The game links on to a previous game Ico, but new gamers (such as myself at the time) do not miss anything. The protagonist enters a shrine in an abandoned land with a seemingly dead girl on the back of his horse, and in order to resurrect her he has to defeat 16 colossi (colosses, colossusses?) scattered round this land. Every time he does mysterious black tentacles knock the hero into unconsciousness, which would make anyone who had half a brain cell aware that this was not exactly a plan from the 'School of Cunning Thinking', but for our hero it’s "Bombs Away"!
The gameplay in Shadow of the Colossus is simple. There are 16 huge monsters of various shapes and sizes; one by one you ride your horse to where they are and kill them, usually by climbing onto their furry bodies, clambering up and administering sword-shaped relief to various pressure points. There are no side missions of quest; you merely ride your (very well-controlled) horse from colossus to colossus, stopping at the central temple between each mission. Holding onto a colossus as it shakes around trying to throw you off like mild dandruff or as it flaps through the air is an exhilarating experience and one truly unmatched within the realm of video games. Merely getting onto them requires different tactics every time.
Yet as the game drags on, a little nagging voice in the back of your head grows ever clearer. The colossi (let’s stick with that) don’t at first attack you, instead going about their normal business. You have to goad them into attack by peppering them full of arrows and even then they swat you away like a mild irritance. Gradually it dawns on you that, like I Am Legend (the book, not the rubbish film) you are the bad guy in all of this, killing these beautiful creatures for a rather selfish purpose. Whether that was the intent of the game is uncertain but there is no doubt that the Colossi are beautiful. Bits of scenery and trees cling to them like particularly nasty pimples; they move and turn as fast as articulated lorries, filling the screen with their vastness.
Shadow of the Colossus was a sleeper hit and there is no reason that, if you didn’t play it when it came out, you can’t now. It is a majestic game that pushes the graphical capability of the PS2 to its limit, but its most impressive feature is its minimalistic, incomparable gameplay.
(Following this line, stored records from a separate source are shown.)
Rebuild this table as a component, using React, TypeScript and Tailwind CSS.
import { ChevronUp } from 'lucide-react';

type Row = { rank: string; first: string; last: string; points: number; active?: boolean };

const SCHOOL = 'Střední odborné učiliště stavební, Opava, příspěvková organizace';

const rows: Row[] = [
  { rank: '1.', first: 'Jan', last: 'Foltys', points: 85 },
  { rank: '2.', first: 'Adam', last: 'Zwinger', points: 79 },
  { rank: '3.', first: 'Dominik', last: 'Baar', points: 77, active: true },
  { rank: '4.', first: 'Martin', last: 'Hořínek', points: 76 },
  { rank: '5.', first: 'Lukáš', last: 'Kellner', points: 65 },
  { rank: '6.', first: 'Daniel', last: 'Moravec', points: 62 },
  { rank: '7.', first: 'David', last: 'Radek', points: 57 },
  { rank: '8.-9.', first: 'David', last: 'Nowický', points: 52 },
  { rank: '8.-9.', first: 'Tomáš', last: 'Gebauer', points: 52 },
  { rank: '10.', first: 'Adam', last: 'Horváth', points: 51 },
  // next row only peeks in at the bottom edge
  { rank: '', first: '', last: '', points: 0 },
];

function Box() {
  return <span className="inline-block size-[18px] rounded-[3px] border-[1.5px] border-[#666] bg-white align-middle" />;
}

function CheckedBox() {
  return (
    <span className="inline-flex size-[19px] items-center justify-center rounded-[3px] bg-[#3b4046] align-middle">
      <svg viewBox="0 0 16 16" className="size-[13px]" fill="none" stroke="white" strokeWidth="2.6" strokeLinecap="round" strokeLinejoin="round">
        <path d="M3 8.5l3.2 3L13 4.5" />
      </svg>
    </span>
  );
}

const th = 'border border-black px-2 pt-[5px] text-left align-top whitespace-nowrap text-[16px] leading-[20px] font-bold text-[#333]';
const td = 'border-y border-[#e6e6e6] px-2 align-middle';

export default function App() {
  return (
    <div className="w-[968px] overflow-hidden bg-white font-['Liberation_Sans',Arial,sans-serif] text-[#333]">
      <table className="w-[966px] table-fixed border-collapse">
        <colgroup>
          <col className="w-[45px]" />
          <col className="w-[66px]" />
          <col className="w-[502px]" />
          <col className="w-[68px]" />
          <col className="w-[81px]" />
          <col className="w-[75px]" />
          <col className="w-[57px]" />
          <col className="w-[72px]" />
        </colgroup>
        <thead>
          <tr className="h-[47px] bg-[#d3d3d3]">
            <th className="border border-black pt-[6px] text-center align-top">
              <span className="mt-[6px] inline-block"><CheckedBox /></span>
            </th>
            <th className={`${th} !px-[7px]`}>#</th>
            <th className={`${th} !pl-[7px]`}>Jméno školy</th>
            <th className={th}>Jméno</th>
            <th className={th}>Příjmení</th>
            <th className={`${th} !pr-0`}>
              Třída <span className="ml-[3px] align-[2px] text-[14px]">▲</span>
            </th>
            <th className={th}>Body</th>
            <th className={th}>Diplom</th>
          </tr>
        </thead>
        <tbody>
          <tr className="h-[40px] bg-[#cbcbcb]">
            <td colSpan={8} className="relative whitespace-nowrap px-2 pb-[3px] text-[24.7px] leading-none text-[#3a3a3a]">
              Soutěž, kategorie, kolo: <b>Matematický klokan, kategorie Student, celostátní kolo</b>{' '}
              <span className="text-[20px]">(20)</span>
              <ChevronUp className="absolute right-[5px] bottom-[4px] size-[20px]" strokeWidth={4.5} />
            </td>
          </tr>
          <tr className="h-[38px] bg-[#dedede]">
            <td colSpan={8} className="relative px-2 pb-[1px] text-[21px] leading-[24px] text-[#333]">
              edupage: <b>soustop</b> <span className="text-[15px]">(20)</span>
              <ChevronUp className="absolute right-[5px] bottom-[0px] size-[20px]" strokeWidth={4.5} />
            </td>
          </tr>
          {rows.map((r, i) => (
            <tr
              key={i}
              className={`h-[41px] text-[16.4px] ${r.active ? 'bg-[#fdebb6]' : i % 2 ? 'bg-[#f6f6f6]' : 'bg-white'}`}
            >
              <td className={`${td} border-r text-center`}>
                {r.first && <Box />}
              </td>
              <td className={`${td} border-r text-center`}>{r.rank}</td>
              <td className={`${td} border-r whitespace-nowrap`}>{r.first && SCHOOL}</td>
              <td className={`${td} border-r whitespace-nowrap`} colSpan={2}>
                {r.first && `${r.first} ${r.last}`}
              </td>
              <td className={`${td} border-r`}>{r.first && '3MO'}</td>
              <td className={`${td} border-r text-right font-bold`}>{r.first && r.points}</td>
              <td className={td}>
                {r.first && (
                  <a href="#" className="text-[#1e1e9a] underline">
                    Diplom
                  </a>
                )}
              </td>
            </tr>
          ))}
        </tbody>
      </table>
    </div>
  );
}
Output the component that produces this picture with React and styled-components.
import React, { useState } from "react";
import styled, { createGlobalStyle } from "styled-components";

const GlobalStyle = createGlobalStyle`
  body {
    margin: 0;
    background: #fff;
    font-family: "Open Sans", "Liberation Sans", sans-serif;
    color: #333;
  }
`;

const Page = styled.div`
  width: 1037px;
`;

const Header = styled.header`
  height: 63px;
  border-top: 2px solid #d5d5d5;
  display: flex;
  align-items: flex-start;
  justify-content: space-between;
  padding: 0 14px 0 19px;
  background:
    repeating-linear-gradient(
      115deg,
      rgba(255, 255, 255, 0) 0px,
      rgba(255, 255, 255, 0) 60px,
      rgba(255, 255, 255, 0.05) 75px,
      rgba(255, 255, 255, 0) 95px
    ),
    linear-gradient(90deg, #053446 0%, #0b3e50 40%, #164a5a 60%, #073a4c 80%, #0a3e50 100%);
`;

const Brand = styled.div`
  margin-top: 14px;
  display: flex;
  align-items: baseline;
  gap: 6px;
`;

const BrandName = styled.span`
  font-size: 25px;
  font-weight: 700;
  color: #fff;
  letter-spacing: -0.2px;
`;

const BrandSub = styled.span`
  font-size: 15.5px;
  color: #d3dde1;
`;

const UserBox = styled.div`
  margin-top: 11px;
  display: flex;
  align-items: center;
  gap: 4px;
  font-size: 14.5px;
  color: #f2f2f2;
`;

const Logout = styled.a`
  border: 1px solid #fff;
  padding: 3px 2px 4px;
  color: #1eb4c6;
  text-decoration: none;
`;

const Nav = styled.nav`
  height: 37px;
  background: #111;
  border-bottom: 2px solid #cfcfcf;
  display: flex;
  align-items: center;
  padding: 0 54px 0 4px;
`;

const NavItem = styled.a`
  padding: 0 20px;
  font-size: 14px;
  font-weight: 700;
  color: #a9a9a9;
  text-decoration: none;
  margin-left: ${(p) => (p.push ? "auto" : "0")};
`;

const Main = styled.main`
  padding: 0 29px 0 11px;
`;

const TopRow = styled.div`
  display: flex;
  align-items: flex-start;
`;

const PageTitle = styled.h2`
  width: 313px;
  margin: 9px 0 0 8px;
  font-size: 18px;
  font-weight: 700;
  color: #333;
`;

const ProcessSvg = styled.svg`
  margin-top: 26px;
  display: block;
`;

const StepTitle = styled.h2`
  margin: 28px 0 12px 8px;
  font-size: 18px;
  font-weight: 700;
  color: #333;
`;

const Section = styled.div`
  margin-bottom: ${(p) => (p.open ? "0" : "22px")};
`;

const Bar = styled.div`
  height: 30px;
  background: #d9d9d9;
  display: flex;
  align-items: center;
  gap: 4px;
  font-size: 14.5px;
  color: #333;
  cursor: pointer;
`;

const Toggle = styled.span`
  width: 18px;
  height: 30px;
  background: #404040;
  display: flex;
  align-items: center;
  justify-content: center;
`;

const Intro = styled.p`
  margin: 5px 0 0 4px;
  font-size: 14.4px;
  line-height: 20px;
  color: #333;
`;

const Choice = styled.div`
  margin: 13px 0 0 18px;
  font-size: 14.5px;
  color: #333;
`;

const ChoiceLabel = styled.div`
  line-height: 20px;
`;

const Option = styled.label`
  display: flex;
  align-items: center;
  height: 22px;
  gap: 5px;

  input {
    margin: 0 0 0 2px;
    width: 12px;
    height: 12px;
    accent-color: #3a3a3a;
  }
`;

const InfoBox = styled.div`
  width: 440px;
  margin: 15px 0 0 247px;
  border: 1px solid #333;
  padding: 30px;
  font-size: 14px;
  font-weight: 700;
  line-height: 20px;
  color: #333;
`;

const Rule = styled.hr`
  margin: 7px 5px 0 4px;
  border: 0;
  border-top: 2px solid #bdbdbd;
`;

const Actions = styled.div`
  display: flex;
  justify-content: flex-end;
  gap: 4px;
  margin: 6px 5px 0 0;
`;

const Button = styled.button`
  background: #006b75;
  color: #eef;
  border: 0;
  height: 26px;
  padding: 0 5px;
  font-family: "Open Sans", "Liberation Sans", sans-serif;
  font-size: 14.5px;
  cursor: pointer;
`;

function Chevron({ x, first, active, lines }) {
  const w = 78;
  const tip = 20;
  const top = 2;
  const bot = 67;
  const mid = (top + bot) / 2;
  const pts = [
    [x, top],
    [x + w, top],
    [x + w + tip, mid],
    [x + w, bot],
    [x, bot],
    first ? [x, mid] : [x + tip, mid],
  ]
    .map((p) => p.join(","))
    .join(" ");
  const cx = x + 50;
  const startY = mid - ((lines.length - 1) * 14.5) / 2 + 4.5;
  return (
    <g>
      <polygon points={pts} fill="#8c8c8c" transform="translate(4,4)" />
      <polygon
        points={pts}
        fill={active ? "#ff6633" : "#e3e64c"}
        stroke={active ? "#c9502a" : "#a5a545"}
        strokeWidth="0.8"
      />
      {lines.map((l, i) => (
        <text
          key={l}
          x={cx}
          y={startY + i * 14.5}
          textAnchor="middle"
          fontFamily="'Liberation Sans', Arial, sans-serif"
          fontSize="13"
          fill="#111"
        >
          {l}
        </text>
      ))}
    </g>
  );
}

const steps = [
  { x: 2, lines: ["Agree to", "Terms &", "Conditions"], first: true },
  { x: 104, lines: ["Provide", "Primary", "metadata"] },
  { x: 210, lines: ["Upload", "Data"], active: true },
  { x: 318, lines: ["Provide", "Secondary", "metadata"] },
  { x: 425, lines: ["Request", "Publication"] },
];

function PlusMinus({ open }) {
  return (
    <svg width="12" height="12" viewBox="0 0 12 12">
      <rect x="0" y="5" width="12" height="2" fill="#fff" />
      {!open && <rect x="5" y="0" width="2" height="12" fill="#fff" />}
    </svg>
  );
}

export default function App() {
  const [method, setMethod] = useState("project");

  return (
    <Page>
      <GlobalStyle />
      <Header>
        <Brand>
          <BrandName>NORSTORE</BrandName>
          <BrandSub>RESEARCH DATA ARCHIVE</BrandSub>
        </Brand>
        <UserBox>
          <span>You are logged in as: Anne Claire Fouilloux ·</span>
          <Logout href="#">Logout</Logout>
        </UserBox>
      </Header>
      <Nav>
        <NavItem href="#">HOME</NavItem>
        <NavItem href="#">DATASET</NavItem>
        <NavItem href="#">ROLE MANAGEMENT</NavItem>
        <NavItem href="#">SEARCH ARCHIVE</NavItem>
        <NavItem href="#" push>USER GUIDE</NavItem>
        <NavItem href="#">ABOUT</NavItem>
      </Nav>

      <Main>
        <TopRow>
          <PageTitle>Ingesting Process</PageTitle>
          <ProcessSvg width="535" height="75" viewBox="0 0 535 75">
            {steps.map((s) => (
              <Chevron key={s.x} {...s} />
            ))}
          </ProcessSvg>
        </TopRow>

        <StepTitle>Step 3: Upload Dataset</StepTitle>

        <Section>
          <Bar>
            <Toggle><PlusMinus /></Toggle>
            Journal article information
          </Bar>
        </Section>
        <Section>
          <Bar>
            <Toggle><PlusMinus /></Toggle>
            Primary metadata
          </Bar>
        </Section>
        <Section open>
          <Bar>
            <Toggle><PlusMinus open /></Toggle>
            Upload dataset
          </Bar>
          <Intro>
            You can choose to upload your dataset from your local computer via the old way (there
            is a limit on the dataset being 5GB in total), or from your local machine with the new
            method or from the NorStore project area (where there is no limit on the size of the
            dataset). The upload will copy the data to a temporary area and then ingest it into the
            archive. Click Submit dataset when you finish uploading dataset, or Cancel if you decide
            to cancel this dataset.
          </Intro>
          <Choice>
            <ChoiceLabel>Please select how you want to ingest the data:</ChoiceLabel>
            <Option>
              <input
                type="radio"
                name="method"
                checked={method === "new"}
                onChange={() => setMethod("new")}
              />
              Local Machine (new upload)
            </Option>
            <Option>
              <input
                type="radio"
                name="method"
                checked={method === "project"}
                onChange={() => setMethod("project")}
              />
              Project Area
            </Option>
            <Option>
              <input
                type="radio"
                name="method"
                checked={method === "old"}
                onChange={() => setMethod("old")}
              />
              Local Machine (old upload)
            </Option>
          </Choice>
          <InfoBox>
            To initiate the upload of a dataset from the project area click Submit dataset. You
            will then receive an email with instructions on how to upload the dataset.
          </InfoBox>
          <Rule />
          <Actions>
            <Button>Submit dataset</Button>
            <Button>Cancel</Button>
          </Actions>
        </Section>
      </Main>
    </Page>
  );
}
I never actually finished Shadow of the Colossus due to my friend asking for his PS2 back, but it really is a beautiful game. You do begin to feel like you're just spending the whole game kicking puppies, even if these ones are big motherfuckers with large swords. I think I may have preferred Ico though, if only because no other game has managed to get me emotionally invested in a mute girl who does nothing but get in the way.